Available only to students in Programme Year 2 or above who have at least 20 Credit Points in History.

Overview

This course will cover the major structures and events surrounding the historical process of the construction of the European community: nineteenth-century precursors of the idea of Europe; the inter-war period in its social, political and economic aspects; the Nazi project for European unification; the Marshall plan and economic co-operation in Europe post-1945; Schumann Plan for social, political and economic integration, 1950; creation and workings of the European Coal and Steel Community; the enlargement of the Community to the Single European Act, 1986.
3 one-hour lectures and 1 one-hour tutorial per week.
2 two-hour examination (50%) and continuous assessment (50%).

HI 2512 - CONQUERING A CONTINENT : AMERICA, c1800-1900
Credit Points
30
Course Coordinator
Dr E Ranson

Pre-requisites

Available only to students in Programme Year 2 or above.

Overview

This course examines the political, social and cultural history of the United States from the ratification of the Constitution (1789) and the Age of Jefferson to the Spanish-American War (1898). Major themes will include: the rise and fall of political parties; the impact of key Supreme Court decisions; sectionalism, expansion and the Frontier Thesis; the causes, progress and consequences of the Civil War; slavery, abolition and changing race relations; foreign relations and the changing international standing of the United States.

3 one-hour lectures and 1 one-hour tutorial per week.

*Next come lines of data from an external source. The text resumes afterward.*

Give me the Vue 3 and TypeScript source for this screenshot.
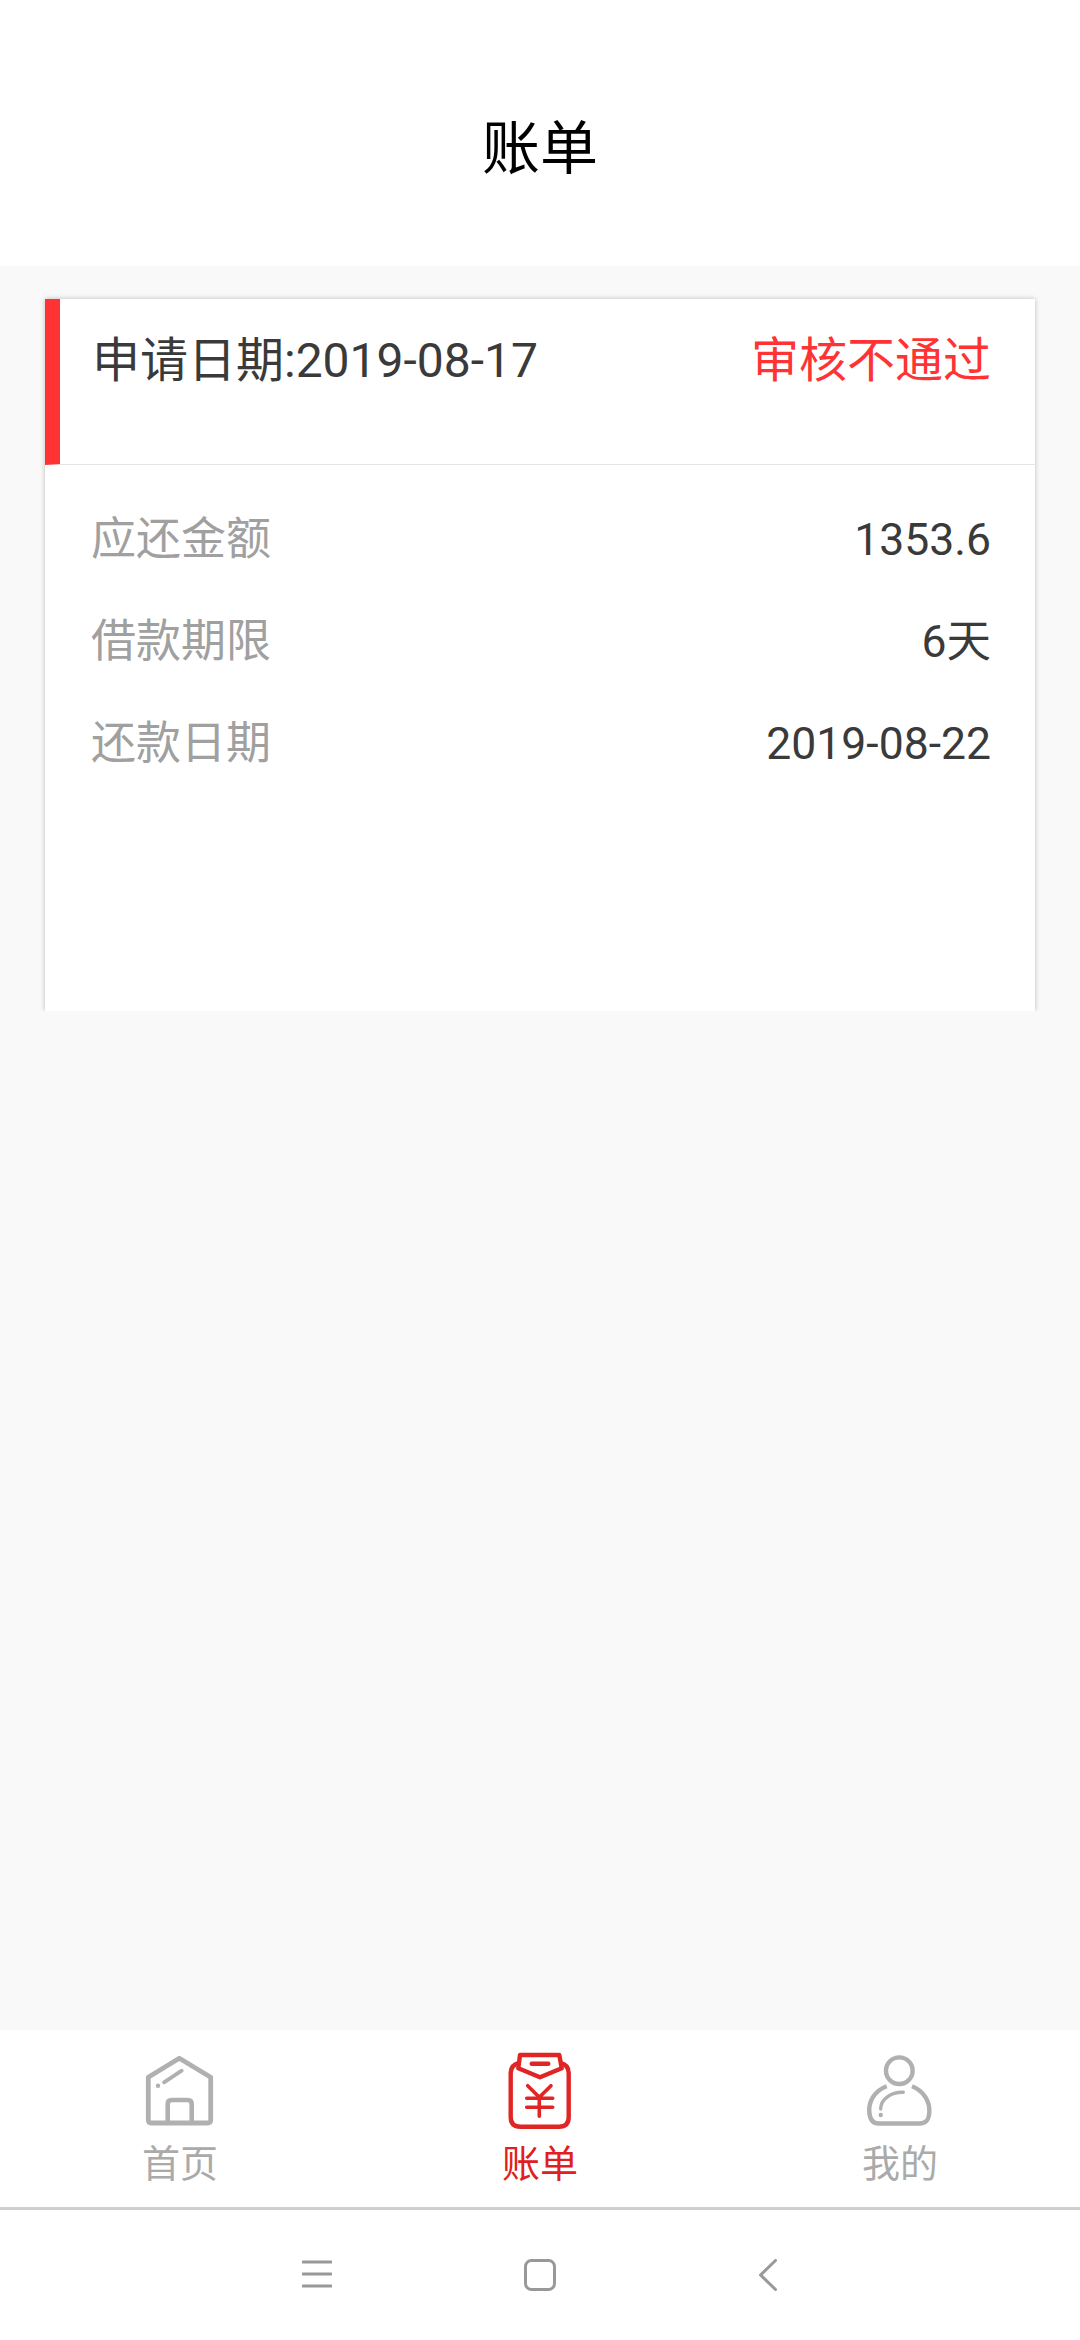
<script setup lang="ts">
const rows = [
  { label: '应还金额', value: '1353.6' },
  { label: '借款期限', value: '6天' },
  { label: '还款日期', value: '2019-08-22' },
]
</script>

<template>
  <div class="page">
    <header class="top">账单</header>
    <main class="content">
      <section class="card">
        <div class="card-head">
          <span class="date">申请日期:2019-08-17</span>
          <span class="status">审核不通过</span>
        </div>
        <div class="card-body">
          <div v-for="r in rows" :key="r.label" class="row">
            <span class="label">{{ r.label }}</span>
            <span class="value">{{ r.value }}</span>
          </div>
        </div>
      </section>
    </main>
    <nav class="tabs">
      <div class="tab">
        <svg class="icon grey" viewBox="0 0 80 80" fill="none">
          <path d="M39.3 9.3 L8.3 28.3 V71 Q8.3 74 11.3 74 H67.7 Q70.7 74 70.7 71 V28.3 Z" stroke-width="4.8" stroke-linejoin="round" />
          <path d="M27.7 74 V55 Q27.7 51 31.7 51 H47.7 Q51.7 51 51.7 55 V74" stroke-width="4.6" />
          <path d="M24 33.3 L41.7 21.7" stroke-width="3.8" stroke-linecap="round" />
          <circle cx="18" cy="36.7" r="2.2" class="dot" />
        </svg>
        <span class="tab-label">首页</span>
      </div>
      <div class="tab active">
        <svg class="icon red" viewBox="0 0 80 80" fill="none">
          <path d="M19 14 Q10.7 16 10.7 24 V68 Q10.7 77.7 20.4 77.7 H59 Q68.7 77.7 68.7 68 V24 Q68.7 16 60.5 14" stroke-width="4.4" />
          <path d="M20 6 H59.3 L61.7 19.3 L40 28.3 L18.3 19.3 Z" stroke-width="4.4" stroke-linejoin="round" />
          <path d="M31.7 14.7 H48.3" stroke-width="4.4" stroke-linecap="round" />
          <path d="M27.7 36.7 L39.3 48.3 L51 36.7 M26.7 49.3 H52.7 M26.7 58.3 H52.7 M39.3 48.3 V67.3" stroke-width="3.6" stroke-linecap="round" />
        </svg>
        <span class="tab-label">账单</span>
      </div>
      <div class="tab">
        <svg class="icon grey" viewBox="0 0 80 80" fill="none">
          <circle cx="39.3" cy="21.7" r="13.3" stroke-width="4.4" />
          <path d="M26.7 37.3 C14 42 8.5 53 9.3 63 C9.8 71 13 74.5 19 74.5 H59.5 C66 74.5 69 71 69.3 63 C70 53 64 42 52 37.3" stroke-width="4.4" />
          <path d="M20.7 60 C20.7 50 31 43 43.3 43.3" stroke-width="3.4" stroke-linecap="round" />
          <circle cx="20.7" cy="66" r="2.2" class="dot" />
        </svg>
        <span class="tab-label">我的</span>
      </div>
    </nav>
    <div class="sysnav">
      <svg class="sys menu" viewBox="0 0 30 30" fill="none">
        <path d="M1 3 H29 M1 15 H29 M1 27 H29" stroke-width="3" stroke-linecap="round" />
      </svg>
      <svg class="sys square" viewBox="0 0 32 32" fill="none">
        <rect x="1.5" y="1.5" width="29" height="29" rx="6" stroke-width="3" />
      </svg>
      <svg class="sys back" viewBox="0 0 18 32" fill="none">
        <path d="M16.5 1.5 L1.5 16 L16.5 30.5" stroke-width="3" stroke-linecap="round" stroke-linejoin="round" />
      </svg>
    </div>
  </div>
</template>

<style scoped>
.page {
  width: 1080px;
  height: 2340px;
  display: flex;
  flex-direction: column;
  background: #f9f9f9;
  font-family: Roboto, "Noto Sans CJK SC", sans-serif;
}
.top {
  height: 266px;
  flex: none;
  box-sizing: border-box;
  padding-top: 115px;
  background: #fff;
  color: #000;
  font-size: 58px;
  line-height: 68px;
  text-align: center;
}
.content {
  flex: 1;
  padding: 33px 45px 0;
}
.card {
  height: 712px;
  background: #fff;
  box-shadow: 0 0 5px rgba(0, 0, 0, 0.25);
  clip-path: inset(-10px -10px 0 -10px);
}
.card-head {
  height: 166px;
  box-sizing: border-box;
  padding: 30px 45px 0 32px;
  display: flex;
  justify-content: space-between;
  align-items: flex-start;
  border-left: 15px solid #ff3333;
  border-bottom: 1px solid #e4e4e4;
  font-size: 48px;
  line-height: 64px;
  margin-right: -1px;
}
.date {
  color: #3a3a3a;
}
.status {
  color: #ff3333;
}
.card-body {
  padding: 24px 44px 0 46px;
}
.row {
  display: flex;
  justify-content: space-between;
  height: 102px;
  font-size: 45px;
  line-height: 102px;
}
.label {
  color: #a0a0a0;
}
.value {
  color: #3a3a3a;
  font-size: 44.5px;
}
.tabs {
  height: 177px;
  flex: none;
  display: flex;
  background: #fff;
  border-bottom: 3px solid #cfcfcf;
}
.tab {
  flex: 1;
  display: flex;
  flex-direction: column;
  align-items: center;
  padding-top: 19px;
  color: #aaa;
}
.tab.active {
  color: #e02020;
}
.icon {
  width: 80px;
  height: 80px;
}
.grey {
  stroke: #b0b0b0;
}
.red {
  stroke: #e02525;
}
.dot {
  fill: #b0b0b0;
  stroke: none;
}
.tab-label {
  font-size: 38px;
  line-height: 44px;
  margin-top: 13px;
}
.sysnav {
  height: 130px;
  flex: none;
  background: #fff;
  position: relative;
}
.sys {
  position: absolute;
  stroke: #999;
}
.menu {
  left: 302px;
  top: 49px;
  width: 30px;
  height: 30px;
}
.square {
  left: 524px;
  top: 49px;
  width: 32px;
  height: 32px;
}
.back {
  left: 759px;
  top: 49px;
  width: 18px;
  height: 32px;
}
</style>
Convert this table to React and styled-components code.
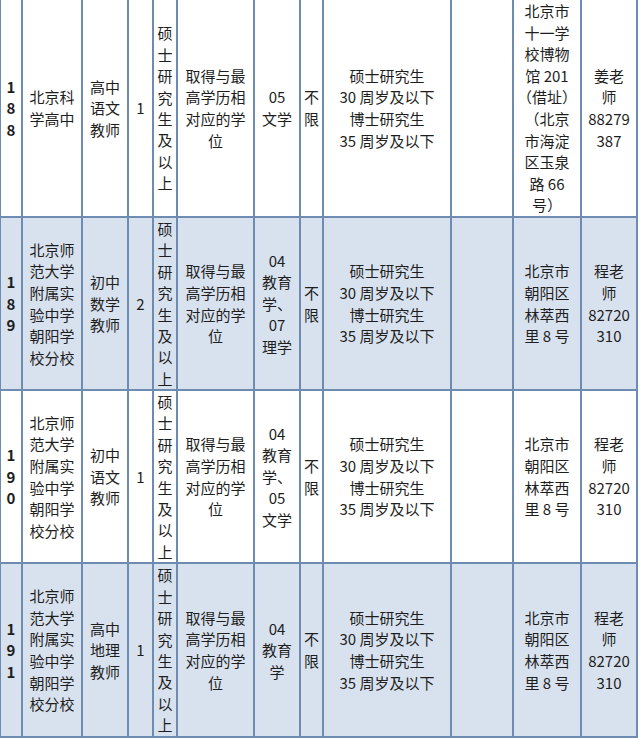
import React from "react";
import styled, { createGlobalStyle } from "styled-components";

const rows = [
  {
    no: "1\n8\n8",
    school: "北京科\n学高中",
    post: "高中\n语文\n教师",
    count: "1",
    major: "05\n文学",
    address: "北京市\n十一学\n校博物\n馆 201\n（借址）\n（北京\n市海淀\n区玉泉\n路 66\n号）",
    contact: "姜老\n师\n88279\n387",
    shaded: false,
  },
  {
    no: "1\n8\n9",
    school: "北京师\n范大学\n附属实\n验中学\n朝阳学\n校分校",
    post: "初中\n数学\n教师",
    count: "2",
    major: "04\n教育\n学、\n07\n理学",
    address: "北京市\n朝阳区\n林萃西\n里 8 号",
    contact: "程老\n师\n82720\n310",
    shaded: true,
  },
  {
    no: "1\n9\n0",
    school: "北京师\n范大学\n附属实\n验中学\n朝阳学\n校分校",
    post: "初中\n语文\n教师",
    count: "1",
    major: "04\n教育\n学、\n05\n文学",
    address: "北京市\n朝阳区\n林萃西\n里 8 号",
    contact: "程老\n师\n82720\n310",
    shaded: false,
  },
  {
    no: "1\n9\n1",
    school: "北京师\n范大学\n附属实\n验中学\n朝阳学\n校分校",
    post: "高中\n地理\n教师",
    count: "1",
    major: "04\n教育\n学",
    address: "北京市\n朝阳区\n林萃西\n里 8 号",
    contact: "程老\n师\n82720\n310",
    shaded: true,
  },
];

const degree = "硕\n士\n研\n究\n生\n及\n以\n上";
const diploma = "取得与最\n高学历相\n对应的学\n位";
const age = "硕士研究生\n30 周岁及以下\n博士研究生\n35 周岁及以下";

const App = () => {
  return (
    <>
      <GlobalStyle />
      <Sheet>
        {rows.map((row) => (
          <React.Fragment key={row.no}>
            <Cell $shaded={row.shaded} $bold>
              {row.no}
            </Cell>
            <Cell $shaded={row.shaded}>{row.school}</Cell>
            <Cell $shaded={row.shaded}>{row.post}</Cell>
            <Cell $shaded={row.shaded}>{row.count}</Cell>
            <Cell $shaded={row.shaded} $tight>
              {degree}
            </Cell>
            <Cell $shaded={row.shaded}>{diploma}</Cell>
            <Cell $shaded={row.shaded}>{row.major}</Cell>
            <Cell $shaded={row.shaded}>{"不\n限"}</Cell>
            <Cell $shaded={row.shaded}>{age}</Cell>
            <Cell $shaded={row.shaded} />
            <Cell $shaded={row.shaded}>{row.address}</Cell>
            <Cell $shaded={row.shaded}>{row.contact}</Cell>
          </React.Fragment>
        ))}
      </Sheet>
    </>
  );
};

const GlobalStyle = createGlobalStyle`
  html, body {
    margin: 0;
    padding: 0;
    background: #ffffff;
  }
  body {
    font-family: "Noto Sans CJK SC", "Noto Sans", sans-serif;
  }
`;

const Sheet = styled.div`
  display: grid;
  width: 638px;
  box-sizing: border-box;
  grid-template-columns: 20px 58px 44px 23px 22px 75px 44px 21px 126px 60px 66px 54px;
  grid-template-rows: 216px 171px 171px 172px;
  gap: 2px;
  padding: 0 2px 2px 1px;
  background: #6e8cb2;
`;

const Cell = styled.div`
  display: flex;
  align-items: center;
  justify-content: center;
  text-align: center;
  white-space: pre-line;
  overflow: visible;
  background: ${(p) => (p.$shaded ? "#d8e2ef" : "#ffffff")};
  color: #1e1e1e;
  font-size: 15px;
  line-height: ${(p) => (p.$tight ? "21.4px" : "21.6px")};
  font-weight: ${(p) => (p.$bold ? 700 : 400)};
  letter-spacing: 0;
  text-spacing-trim: space-all;
  font-feature-settings: "halt" 0, "chws" 0, "palt" 0;
`;

export default App;
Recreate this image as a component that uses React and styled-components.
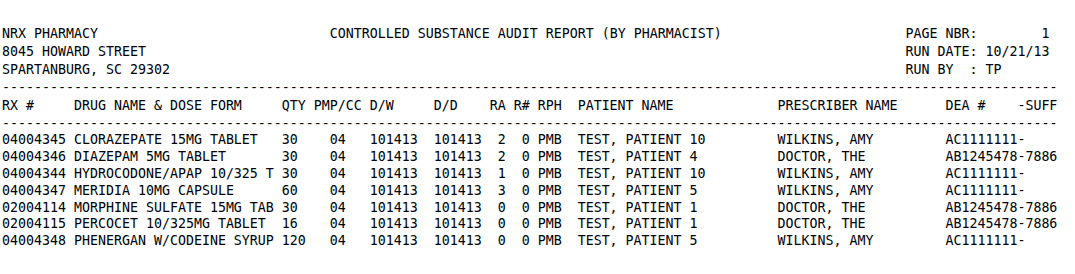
import React from 'react'
import styled, { createGlobalStyle } from 'styled-components'

const GlobalStyle = createGlobalStyle`
  html, body {
    margin: 0;
    padding: 0;
    background: #fff;
  }
`

const Report = styled.div`
  padding: 25px 0 0 2px;
  font-family: 'DejaVu Sans Mono', 'Liberation Mono', monospace;
  font-size: 13.29px;
  color: #000;
  white-space: pre;
`

const Masthead = styled.div`
  display: grid;
  grid-template-columns: 41ch 72ch 19ch;
  line-height: 17.9px;
`

const Block = styled.div`
  display: flex;
  flex-direction: column;
`

const Rule = styled.div`
  line-height: 17.9px;
`

const COLUMNS = '9ch 26ch 4ch 7ch 8ch 7ch 3ch 3ch 5ch 25ch 21ch 9ch 6ch'

const HeadRow = styled.div`
  display: grid;
  grid-template-columns: ${COLUMNS};
  line-height: 17.9px;
`

const Rows = styled.div`
  display: flex;
  flex-direction: column;
`

const Row = styled.div`
  display: grid;
  grid-template-columns: ${COLUMNS};
  line-height: 16.78px;
`

const Cell = styled.span`
  padding-left: ${p => p.$indent || 0}ch;
`

const headings = [
  'RX #', 'DRUG NAME & DOSE FORM', 'QTY', 'PMP/CC', 'D/W', 'D/D',
  'RA', 'R#', 'RPH', 'PATIENT NAME', 'PRESCRIBER NAME', 'DEA #', '-SUFF',
]

// padding inside each column for the data values
const indents = [0, 0, 0, 2, 0, 0, 1, 1, 0, 0, 0, 0, 0]

const rows = [
  ['04004345', 'CLORAZEPATE 15MG TABLET', '30', '04', '101413', '101413', '2', '0', 'PMB', 'TEST, PATIENT 10', 'WILKINS, AMY', 'AC1111111', '-'],
  ['04004346', 'DIAZEPAM 5MG TABLET', '30', '04', '101413', '101413', '2', '0', 'PMB', 'TEST, PATIENT 4', 'DOCTOR, THE', 'AB1245478', '-7886'],
  ['04004344', 'HYDROCODONE/APAP 10/325 T', '30', '04', '101413', '101413', '1', '0', 'PMB', 'TEST, PATIENT 10', 'WILKINS, AMY', 'AC1111111', '-'],
  ['04004347', 'MERIDIA 10MG CAPSULE', '60', '04', '101413', '101413', '3', '0', 'PMB', 'TEST, PATIENT 5', 'WILKINS, AMY', 'AC1111111', '-'],
  ['02004114', 'MORPHINE SULFATE 15MG TAB', '30', '04', '101413', '101413', '0', '0', 'PMB', 'TEST, PATIENT 1', 'DOCTOR, THE', 'AB1245478', '-7886'],
  ['02004115', 'PERCOCET 10/325MG TABLET', '16', '04', '101413', '101413', '0', '0', 'PMB', 'TEST, PATIENT 1', 'DOCTOR, THE', 'AB1245478', '-7886'],
  ['04004348', 'PHENERGAN W/CODEINE SYRUP', '120', '04', '101413', '101413', '0', '0', 'PMB', 'TEST, PATIENT 5', 'WILKINS, AMY', 'AC1111111', '-'],
]

const dashes = '-'.repeat(132)

const App = () => (
  <Report>
    <GlobalStyle/>

    <Masthead>
      <Block>
        <span>NRX PHARMACY</span>
        <span>8045 HOWARD STREET</span>
        <span>SPARTANBURG, SC 29302</span>
      </Block>
      <Block>
        <span>CONTROLLED SUBSTANCE AUDIT REPORT (BY PHARMACIST)</span>
      </Block>
      <Block>
        <span>PAGE NBR:        1</span>
        <span>RUN DATE: 10/21/13</span>
        <span>RUN BY  : TP</span>
      </Block>
    </Masthead>

    <Rule>{dashes}</Rule>

    <HeadRow>
      {headings.map(h => <Cell key={h}>{h}</Cell>)}
    </HeadRow>

    <Rule>{dashes}</Rule>

    <Rows>
      {rows.map(r => (
        <Row key={r[0]}>
          {r.map((v, i) => <Cell key={i} $indent={indents[i]}>{v}</Cell>)}
        </Row>
      ))}
    </Rows>
  </Report>
)

export default App
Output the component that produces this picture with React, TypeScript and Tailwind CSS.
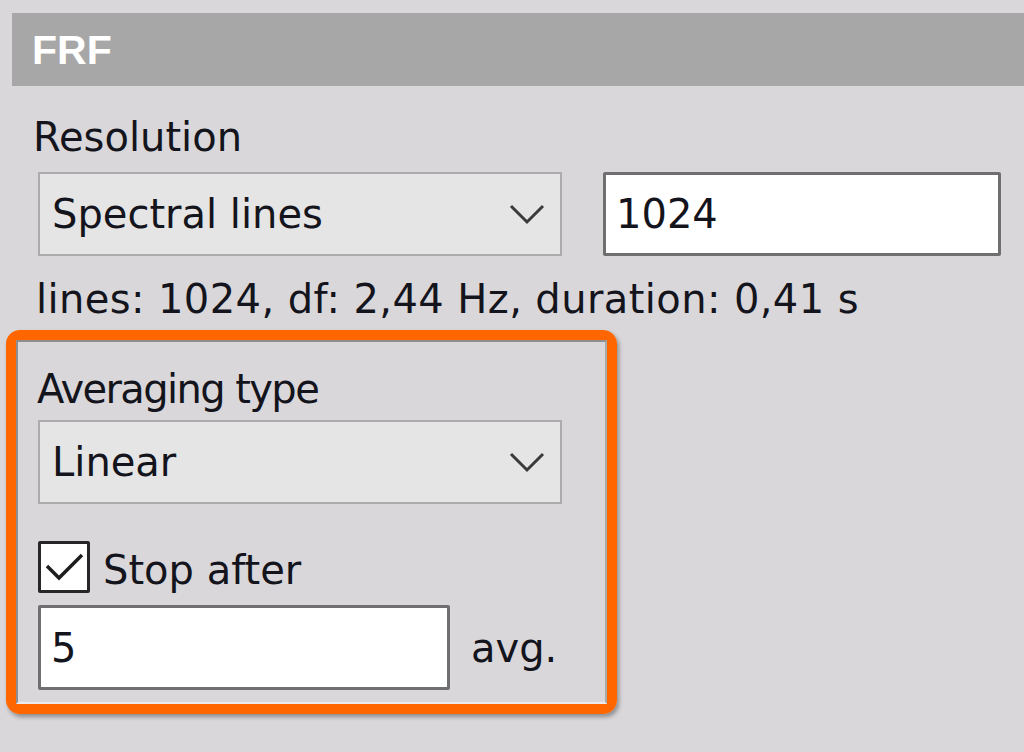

1 two-hour written examination (50%) and continuous assessment (50%).

Level 4

HI 4015 - SPECIAL SUBJECT I
Credit Points
30
Course Coordinator
Contact Department

Pre-requisites

Available only to Senior Honours candidates in History.

Overview

An intensive study of a limited historical theme, problem or period on the basis of prescribed primary sources and other materials. Precise details of the subjects available reflecting current research interests of staff, will be announced to Honours candidates during the preceding session. Topics covered in previous years include Canon Law and Lawyers in the Middle Ages; Scotland, England and Ireland 1286-1329; The Anglo-Scottish Frontier in the Later Middle Ages; The Revival of Millenariansism in Post-Reformation Britain, Europe & America; Irish Political Thought; Scotland, England and The Acts of Union, 1707; The American Revolution; The French Revolution; The Scot in Canada; The Indian Mutiny, 1857; Women, Work and Welfare in Europe c 1918-39; The USA in the 1920s; Politics and Culture during the Wilson Years: Britain c. 1956-76.
2 one-and-a-half to two-hour seminars per week.
1 three-hour written examination (100%).

HI 4016 - SOURCES AND METHODS IN ECONOMIC HISTORY
Credit Points
30
Course Coordinator
Dr R Perren

Pre-requisites

Available only to students in Programme Year 3 or above.

Overview

This course aims to provide an understanding and appreciation of the sources from which Economic History is written and various methods used to analyse and interpret these sources. It begins with an introduction to statistical methods and a critical survey of a selection of sources. There is a survey of some of the literature contrasting the divergence between the New Economic History and more traditional methods. Students also use the University computing system to analyse some historical data and apply their knowledge of statistical techniques.
3 one-hour lectures and 1 computing class per week.
1 three-hour written examination (100%).

HI 4512 - SPECIAL SUBJECT II
Credit Points
30
Course Coordinator
Dr E Ranson

Pre-requisites

Available only to Senior Honours candidates in History.

Overview

A dissertation of about 10,000 words on a topic normally related to that studied in HI 4015.
Each student will be assigned a supervisor, who will make available regular consultation times.
Dissertation (100%).

HI 4513 - GENERAL HISTORICAL PROBLEMS
Credit Points
30
Course Coordinator
Mr T Brotherstone

Pre-requisites

Available only to Senior Honours candidates in History.

Overview

Problems of historical scholarship including the history of historical research, historiography, philosophy of history, links with other academic disciplines, and the relevance of history to the outside world.
6 two-hour seminars.
1 two-hour written examination (70%) and continuous assessment: 1 essay (30%).